Not yet. I’d read that he was
sick. And I had a feeling this would be
the last novel he would ever write. And I
wanted to save it. To savor it. To remember it.
Norman
Mailer died last weekend. He was 84
years old. He was one of the heroes of
my youth. Several times, I have
dreamed—actually dreamed, at night—of meeting him. It never happened.
I do
have his signature on this book, The Time
of Our Time [show it], a collection of pieces he published back in 1998.

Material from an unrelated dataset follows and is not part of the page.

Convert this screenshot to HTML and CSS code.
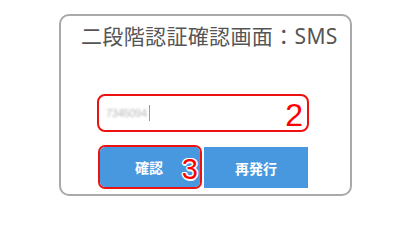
FILE: index.html
```html
<!DOCTYPE html>
<html lang="ja">
<head>
<meta charset="utf-8">
<title>二段階認証確認画面：SMS</title>
<link rel="stylesheet" href="styles.css">
</head>
<body>
<div class="card">
  <div class="title">二段階認証確認画面：SMS</div>
  <div class="field-row">
    <div class="field">
      <span class="code">7345094</span><span class="caret"></span>
      <span class="step step-2">2</span>
    </div>
  </div>
  <div class="button-row">
    <div class="mark">
      <button class="btn btn-confirm" type="button">確認</button>
      <span class="step step-3">3</span>
    </div>
    <button class="btn btn-resend" type="button">再発行</button>
  </div>
</div>
</body>
</html>
```

FILE: styles.css
```css
html, body {
  margin: 0;
  padding: 0;
  background: #ffffff;
}

body {
  font-family: "Noto Sans", "Noto Sans CJK JP", sans-serif;
}

.card {
  box-sizing: border-box;
  width: 293px;
  height: 182px;
  margin: 14px 0 0 59px;
  border: 2px solid #a9a9a9;
  border-radius: 10px;
}

.title {
  padding: 7px 0 0 20px;
  font-size: 21px;
  line-height: 26px;
  letter-spacing: 0.35px;
  color: #555555;
  white-space: nowrap;
}

.field-row {
  margin-top: 45px;
  padding-left: 36px;
}

.field {
  position: relative;
  box-sizing: border-box;
  display: flex;
  align-items: center;
  width: 212px;
  height: 38px;
  padding-left: 7px;
  border: 2px solid #ee1111;
  border-radius: 8px;
}

.code {
  font-family: "Liberation Sans", sans-serif;
  font-size: 11px;
  color: #b8b8b8;
  letter-spacing: -0.3px;
  filter: blur(0.9px);
}

.caret {
  width: 1px;
  height: 16px;
  margin-left: 2px;
  background: #9a9a9a;
  filter: blur(0.4px);
}

.step {
  position: absolute;
  font-family: "Liberation Sans", Arial, sans-serif;
  color: #ff0000;
  line-height: 1;
}

.step-2 {
  right: 4px;
  top: 3px;
  font-size: 32px;
}

.button-row {
  display: flex;
  align-items: flex-start;
  margin-top: 13px;
  padding-left: 37px;
}

.mark {
  position: relative;
  display: flex;
  box-sizing: border-box;
  width: 104px;
  height: 44px;
  border: 2px solid #ee1111;
  border-radius: 7px;
  overflow: hidden;
}

.btn {
  border: none;
  margin: 0;
  padding: 0;
  background: #4898df;
  color: #ffffff;
  font-family: "Noto Sans CJK JP", sans-serif;
  font-size: 14px;
  font-weight: 700;
  cursor: pointer;
}

.btn-confirm {
  width: 100%;
  height: 100%;
  padding-right: 2px;
}

.btn-resend {
  width: 104px;
  height: 41px;
  margin: 2px 0 0 2px;
}

.step-3 {
  right: 2px;
  top: 8px;
  font-size: 29px;
  text-shadow:
    -1.5px 0 0 #fff, 1.5px 0 0 #fff, 0 -1.5px 0 #fff, 0 1.5px 0 #fff,
    -1px -1px 0 #fff, 1px -1px 0 #fff, -1px 1px 0 #fff, 1px 1px 0 #fff;
}
```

It will have to do. His name
scrawled on the title page.
So as I
think this morning about that little story “The Notebook,” a story now more
than a half-century old, I think how fitting a way it is to remember him. Norman Mailer charged through his life,
barging uninvited into rooms, banging into polite people, making rude noises
and ruder gestures, taking swings at enemies, celebrating, loving ferociously,
enjoying every second of his life.
Standing up for Civil Rights.
Protesting the Vietnam War. Going
to jail for his beliefs.
And we
should be grateful—all of us—that through all those years he carried that
notebook with him, and even at the damnedest, most irritating times, he pulled
it out. And took his pen, whose ink
mixed acid and fire and blood and even sometimes poison, and wrote those words
that sometimes made us shriek and cry and run away. But could also comfort and agitate and shame
and inspire and chide and enrage. And
even make us weep.
Which
is exactly what I did last weekend when I read that he was gone.